(Some records)
:::

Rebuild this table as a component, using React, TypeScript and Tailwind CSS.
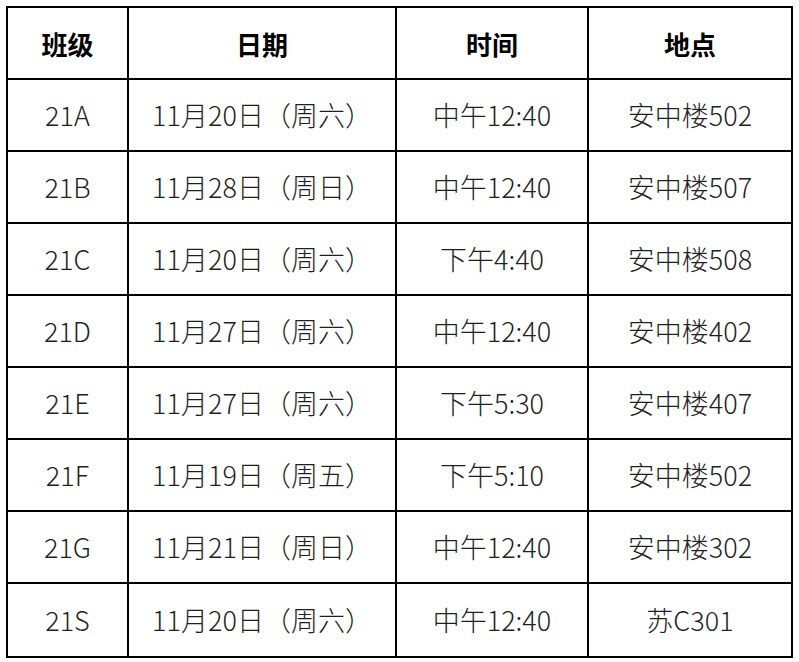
const ROWS = [
  ["21A", "11月20日（周六）", "中午12:40", "安中楼502"],
  ["21B", "11月28日（周日）", "中午12:40", "安中楼507"],
  ["21C", "11月20日（周六）", "下午4:40", "安中楼508"],
  ["21D", "11月27日（周六）", "中午12:40", "安中楼402"],
  ["21E", "11月27日（周六）", "下午5:30", "安中楼407"],
  ["21F", "11月19日（周五）", "下午5:10", "安中楼502"],
  ["21G", "11月21日（周日）", "中午12:40", "安中楼302"],
  ["21S", "11月20日（周六）", "中午12:40", "苏C301"],
];

const HEADERS = ["班级", "日期", "时间", "地点"];

export default function App() {
  return (
    <div className="min-h-[662px] w-[799px] bg-white pl-[6px] pt-[6px] font-['Noto_Sans_CJK_SC','Noto_Sans',sans-serif]">
      <div className="grid w-[787px] grid-cols-[121px_268px_192px_202px] border-2 border-black">
        {HEADERS.map((h, i) => (
          <div
            key={h}
            className={`flex h-[72px] items-center justify-center border-b-2 border-black text-[26px] font-bold text-black ${
              i < 3 ? "border-r-2" : ""
            }`}
          >
            {h}
          </div>
        ))}
        {ROWS.map((row, r) =>
          row.map((cell, i) => (
            <div
              key={`${r}-${i}`}
              className={`flex h-[72px] items-center justify-center border-black text-[27px] font-light text-[#1f1f1f] ${
                i < 3 ? "border-r-2" : ""
              } ${r < ROWS.length - 1 ? "border-b-2" : ""}`}
            >
              {cell}
            </div>
          ))
        )}
      </div>
    </div>
  );
}
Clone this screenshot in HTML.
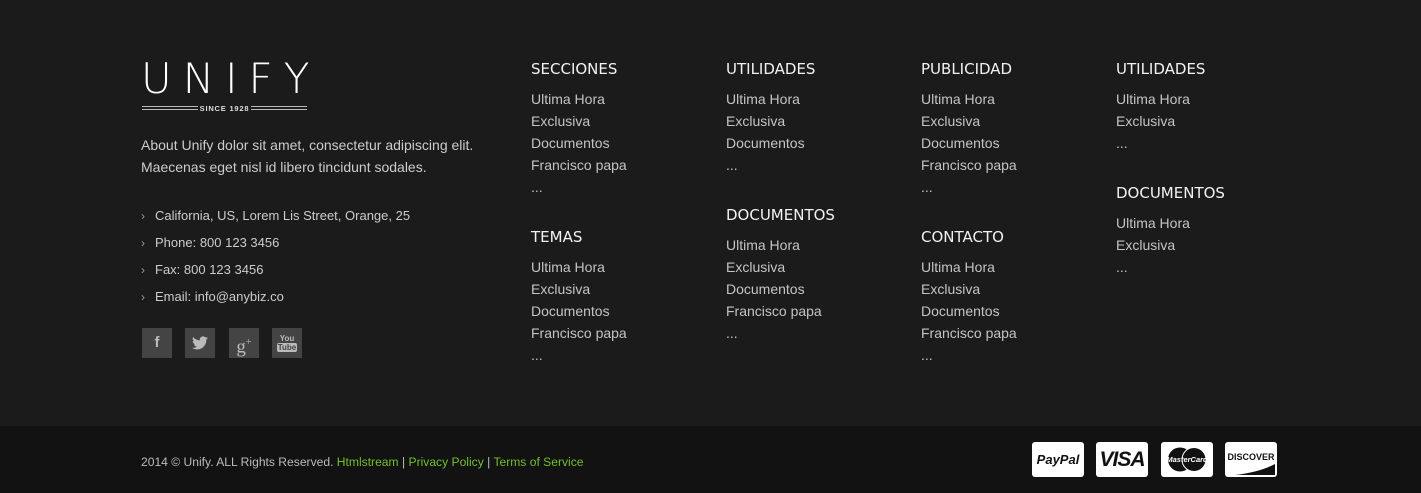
<!DOCTYPE html>
<html><head><style>
*{margin:0;padding:0;box-sizing:border-box}
body{width:1421px;height:493px;background:#1b1b1b;font-family:"Liberation Sans",Arial,sans-serif;position:relative;overflow:hidden;color:#ccc}
.a{position:absolute}
.logo{left:141px;top:56px;color:#fff;font-size:42px;letter-spacing:11px;line-height:46px;font-family:"DejaVu Sans","Liberation Sans",sans-serif;font-weight:200}
.since{left:141px;top:103px;width:167px;height:10px}
.about{left:141px;top:134px;font-size:14px;line-height:22px;color:#ccc}
.ct{left:141px;font-size:13px;color:#ccc}
.ct span{color:#999;margin-right:10px;font-size:12px}
.soc{top:328px;width:30px;height:30px;background:#444;color:#bbb;text-align:center;line-height:30px;font-size:15px;font-weight:bold}
.col{font-size:14px;line-height:22px;color:#c4c4c4}
.col h4{font-weight:normal;color:#f2f2f2;line-height:20px;margin-bottom:10px;font-family:"DejaVu Sans","Liberation Sans",sans-serif;font-size:15px;position:relative;top:1px}
.col .g{height:28px}
.bar{left:0;top:426px;width:1421px;height:67px;background:#121212}
.copy{left:141px;top:455px;font-size:12.1px;color:#bbb}
.copy b{font-weight:normal;color:#72c02c}
.card{top:442px;width:52px;height:35px;background:#fff;border-radius:3px;color:#111;text-align:center;font-weight:bold;line-height:35px}
</style></head><body>
<div class="a logo">UNIFY</div>
<svg class="a since" viewBox="0 0 167 10"><g stroke="#bbb" stroke-width="1"><line x1="1" y1="3.5" x2="57" y2="3.5"/><line x1="1" y1="6.5" x2="57" y2="6.5"/><line x1="110" y1="3.5" x2="166" y2="3.5"/><line x1="110" y1="6.5" x2="166" y2="6.5"/></g><text x="83.5" y="8" text-anchor="middle" fill="#ddd" font-size="7.5" font-weight="bold" font-family="Liberation Sans" letter-spacing="0.8">SINCE 1928</text></svg>
<div class="a about">About Unify dolor sit amet, consectetur adipiscing elit.<br>Maecenas eget nisl id libero tincidunt sodales.</div>
<div class="a ct" style="top:208px"><span>›</span>California, US, Lorem Lis Street, Orange, 25</div>
<div class="a ct" style="top:235px"><span>›</span>Phone: 800 123 3456</div>
<div class="a ct" style="top:262px"><span>›</span>Fax: 800 123 3456</div>
<div class="a ct" style="top:289px"><span>›</span>Email: info@anybiz.co</div>
<div class="a soc" style="left:142px">f</div>
<div class="a soc" style="left:185px"><svg width="16" height="14" viewBox="0 0 16 14" style="margin-top:8px"><path d="M16 2c-.6.3-1.2.4-1.9.5.7-.4 1.2-1 1.4-1.8-.6.4-1.3.6-2.1.8C12.8.8 12 .4 11 .4 9.2.4 7.7 1.900 7.7 3.7c0 .3 0 .5.1.7C5.1 4.3 2.7 3 1.1 1 .8 1.5.7 2.1.7 2.7c0 1.1.6 2.1 1.5 2.7-.5 0-1-.2-1.5-.4 0 1.6 1.1 2.9 2.6 3.2-.5.1-1 .2-1.5.1.4 1.3 1.6 2.3 3.1 2.3C3.8 11.5 2.1 12 .1 11.9 1.5 12.9 3.3 13.4 5 13.4c6 0 9.3-5 9.3-9.3v-.4C15 3.2 15.5 2.6 16 2z" fill="#bbb"/></svg></div>
<div class="a soc" style="left:229px;font-family:'Liberation Serif',serif;font-weight:normal;font-size:19px">g<sup style="font-size:10px">+</sup></div>
<div class="a soc" style="left:272px;font-size:8px;line-height:9px;padding-top:6px">You<br><span style="background:#bbb;color:#444;border-radius:2px;padding:0 1px">Tube</span></div>

<div class="a col" style="left:531px;top:58px"><h4>SECCIONES</h4>Ultima Hora<br>Exclusiva<br>Documentos<br>Francisco papa<br>...<div class="g"></div><h4>TEMAS</h4>Ultima Hora<br>Exclusiva<br>Documentos<br>Francisco papa<br>...</div>
<div class="a col" style="left:726px;top:58px"><h4>UTILIDADES</h4>Ultima Hora<br>Exclusiva<br>Documentos<br>...<div class="g"></div><h4>DOCUMENTOS</h4>Ultima Hora<br>Exclusiva<br>Documentos<br>Francisco papa<br>...</div>
<div class="a col" style="left:921px;top:58px"><h4>PUBLICIDAD</h4>Ultima Hora<br>Exclusiva<br>Documentos<br>Francisco papa<br>...<div class="g"></div><h4>CONTACTO</h4>Ultima Hora<br>Exclusiva<br>Documentos<br>Francisco papa<br>...</div>
<div class="a col" style="left:1116px;top:58px"><h4>UTILIDADES</h4>Ultima Hora<br>Exclusiva<br>...<div class="g"></div><h4>DOCUMENTOS</h4>Ultima Hora<br>Exclusiva<br>...</div>

<div class="a bar"></div>
<div class="a copy">2014 © Unify. ALL Rights Reserved. <b>Htmlstream</b> | <b>Privacy Policy</b> | <b>Terms of Service</b></div>
<div class="a card" style="left:1032px;font-size:13px;font-style:italic">PayPal</div>
<div class="a card" style="left:1096px;font-size:21px;font-style:italic;letter-spacing:-1px">VISA</div>
<div class="a card" style="left:1161px"><svg width="52" height="35" viewBox="0 0 52 35"><circle cx="19" cy="17.5" r="12" fill="#111"/><circle cx="33" cy="17.5" r="12" fill="#111" stroke="#fff" stroke-width="1"/><text x="26" y="20" text-anchor="middle" fill="#fff" font-size="7.5" font-style="italic" font-weight="bold" font-family="Liberation Sans">MasterCard</text></svg></div>
<div class="a card" style="left:1225px;font-size:9px;line-height:30px">DISCOVER<svg class="a" style="left:10px;top:22px" width="40" height="11"><path d="M0 11 Q25 8 40 0 V11Z" fill="#111"/></svg></div>
</body></html>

:::

- REQUIRED WORK:
Quote the data above in full, leaving out the pictures it holds.

- PROBLEM SOLUTION:
Rebuild this table as a component, using React, TypeScript and Tailwind CSS.
const ROWS = [
  ["21A", "11月20日（周六）", "中午12:40", "安中楼502"],
  ["21B", "11月28日（周日）", "中午12:40", "安中楼507"],
  ["21C", "11月20日（周六）", "下午4:40", "安中楼508"],
  ["21D", "11月27日（周六）", "中午12:40", "安中楼402"],
  ["21E", "11月27日（周六）", "下午5:30", "安中楼407"],
  ["21F", "11月19日（周五）", "下午5:10", "安中楼502"],
  ["21G", "11月21日（周日）", "中午12:40", "安中楼302"],
  ["21S", "11月20日（周六）", "中午12:40", "苏C301"],
];

const HEADERS = ["班级", "日期", "时间", "地点"];

export default function App() {
  return (
    <div className="min-h-[662px] w-[799px] bg-white pl-[6px] pt-[6px] font-['Noto_Sans_CJK_SC','Noto_Sans',sans-serif]">
      <div className="grid w-[787px] grid-cols-[121px_268px_192px_202px] border-2 border-black">
        {HEADERS.map((h, i) => (
          <div
            key={h}
            className={`flex h-[72px] items-center justify-center border-b-2 border-black text-[26px] font-bold text-black ${
              i < 3 ? "border-r-2" : ""
            }`}
          >
            {h}
          </div>
        ))}
        {ROWS.map((row, r) =>
          row.map((cell, i) => (
            <div
              key={`${r}-${i}`}
              className={`flex h-[72px] items-center justify-center border-black text-[27px] font-light text-[#1f1f1f] ${
                i < 3 ? "border-r-2" : ""
              } ${r < ROWS.length - 1 ? "border-b-2" : ""}`}
            >
              {cell}
            </div>
          ))
        )}
      </div>
    </div>
  );
}
Clone this screenshot in HTML.
<!DOCTYPE html>
<html><head><style>
*{margin:0;padding:0;box-sizing:border-box}
body{width:1421px;height:493px;background:#1b1b1b;font-family:"Liberation Sans",Arial,sans-serif;position:relative;overflow:hidden;color:#ccc}
.a{position:absolute}
.logo{left:141px;top:56px;color:#fff;font-size:42px;letter-spacing:11px;line-height:46px;font-family:"DejaVu Sans","Liberation Sans",sans-serif;font-weight:200}
.since{left:141px;top:103px;width:167px;height:10px}
.about{left:141px;top:134px;font-size:14px;line-height:22px;color:#ccc}
.ct{left:141px;font-size:13px;color:#ccc}
.ct span{color:#999;margin-right:10px;font-size:12px}
.soc{top:328px;width:30px;height:30px;background:#444;color:#bbb;text-align:center;line-height:30px;font-size:15px;font-weight:bold}
.col{font-size:14px;line-height:22px;color:#c4c4c4}
.col h4{font-weight:normal;color:#f2f2f2;line-height:20px;margin-bottom:10px;font-family:"DejaVu Sans","Liberation Sans",sans-serif;font-size:15px;position:relative;top:1px}
.col .g{height:28px}
.bar{left:0;top:426px;width:1421px;height:67px;background:#121212}
.copy{left:141px;top:455px;font-size:12.1px;color:#bbb}
.copy b{font-weight:normal;color:#72c02c}
.card{top:442px;width:52px;height:35px;background:#fff;border-radius:3px;color:#111;text-align:center;font-weight:bold;line-height:35px}
</style></head><body>
<div class="a logo">UNIFY</div>
<svg class="a since" viewBox="0 0 167 10"><g stroke="#bbb" stroke-width="1"><line x1="1" y1="3.5" x2="57" y2="3.5"/><line x1="1" y1="6.5" x2="57" y2="6.5"/><line x1="110" y1="3.5" x2="166" y2="3.5"/><line x1="110" y1="6.5" x2="166" y2="6.5"/></g><text x="83.5" y="8" text-anchor="middle" fill="#ddd" font-size="7.5" font-weight="bold" font-family="Liberation Sans" letter-spacing="0.8">SINCE 1928</text></svg>
<div class="a about">About Unify dolor sit amet, consectetur adipiscing elit.<br>Maecenas eget nisl id libero tincidunt sodales.</div>
<div class="a ct" style="top:208px"><span>›</span>California, US, Lorem Lis Street, Orange, 25</div>
<div class="a ct" style="top:235px"><span>›</span>Phone: 800 123 3456</div>
<div class="a ct" style="top:262px"><span>›</span>Fax: 800 123 3456</div>
<div class="a ct" style="top:289px"><span>›</span>Email: info@anybiz.co</div>
<div class="a soc" style="left:142px">f</div>
<div class="a soc" style="left:185px"><svg width="16" height="14" viewBox="0 0 16 14" style="margin-top:8px"><path d="M16 2c-.6.3-1.2.4-1.9.5.7-.4 1.2-1 1.4-1.8-.6.4-1.3.6-2.1.8C12.8.8 12 .4 11 .4 9.2.4 7.7 1.900 7.7 3.7c0 .3 0 .5.1.7C5.1 4.3 2.7 3 1.1 1 .8 1.5.7 2.1.7 2.7c0 1.1.6 2.1 1.5 2.7-.5 0-1-.2-1.5-.4 0 1.6 1.1 2.9 2.6 3.2-.5.1-1 .2-1.5.1.4 1.3 1.6 2.3 3.1 2.3C3.8 11.5 2.1 12 .1 11.9 1.5 12.9 3.3 13.4 5 13.4c6 0 9.3-5 9.3-9.3v-.4C15 3.2 15.5 2.6 16 2z" fill="#bbb"/></svg></div>
<div class="a soc" style="left:229px;font-family:'Liberation Serif',serif;font-weight:normal;font-size:19px">g<sup style="font-size:10px">+</sup></div>
<div class="a soc" style="left:272px;font-size:8px;line-height:9px;padding-top:6px">You<br><span style="background:#bbb;color:#444;border-radius:2px;padding:0 1px">Tube</span></div>

<div class="a col" style="left:531px;top:58px"><h4>SECCIONES</h4>Ultima Hora<br>Exclusiva<br>Documentos<br>Francisco papa<br>...<div class="g"></div><h4>TEMAS</h4>Ultima Hora<br>Exclusiva<br>Documentos<br>Francisco papa<br>...</div>
<div class="a col" style="left:726px;top:58px"><h4>UTILIDADES</h4>Ultima Hora<br>Exclusiva<br>Documentos<br>...<div class="g"></div><h4>DOCUMENTOS</h4>Ultima Hora<br>Exclusiva<br>Documentos<br>Francisco papa<br>...</div>
<div class="a col" style="left:921px;top:58px"><h4>PUBLICIDAD</h4>Ultima Hora<br>Exclusiva<br>Documentos<br>Francisco papa<br>...<div class="g"></div><h4>CONTACTO</h4>Ultima Hora<br>Exclusiva<br>Documentos<br>Francisco papa<br>...</div>
<div class="a col" style="left:1116px;top:58px"><h4>UTILIDADES</h4>Ultima Hora<br>Exclusiva<br>...<div class="g"></div><h4>DOCUMENTOS</h4>Ultima Hora<br>Exclusiva<br>...</div>

<div class="a bar"></div>
<div class="a copy">2014 © Unify. ALL Rights Reserved. <b>Htmlstream</b> | <b>Privacy Policy</b> | <b>Terms of Service</b></div>
<div class="a card" style="left:1032px;font-size:13px;font-style:italic">PayPal</div>
<div class="a card" style="left:1096px;font-size:21px;font-style:italic;letter-spacing:-1px">VISA</div>
<div class="a card" style="left:1161px"><svg width="52" height="35" viewBox="0 0 52 35"><circle cx="19" cy="17.5" r="12" fill="#111"/><circle cx="33" cy="17.5" r="12" fill="#111" stroke="#fff" stroke-width="1"/><text x="26" y="20" text-anchor="middle" fill="#fff" font-size="7.5" font-style="italic" font-weight="bold" font-family="Liberation Sans">MasterCard</text></svg></div>
<div class="a card" style="left:1225px;font-size:9px;line-height:30px">DISCOVER<svg class="a" style="left:10px;top:22px" width="40" height="11"><path d="M0 11 Q25 8 40 0 V11Z" fill="#111"/></svg></div>
</body></html>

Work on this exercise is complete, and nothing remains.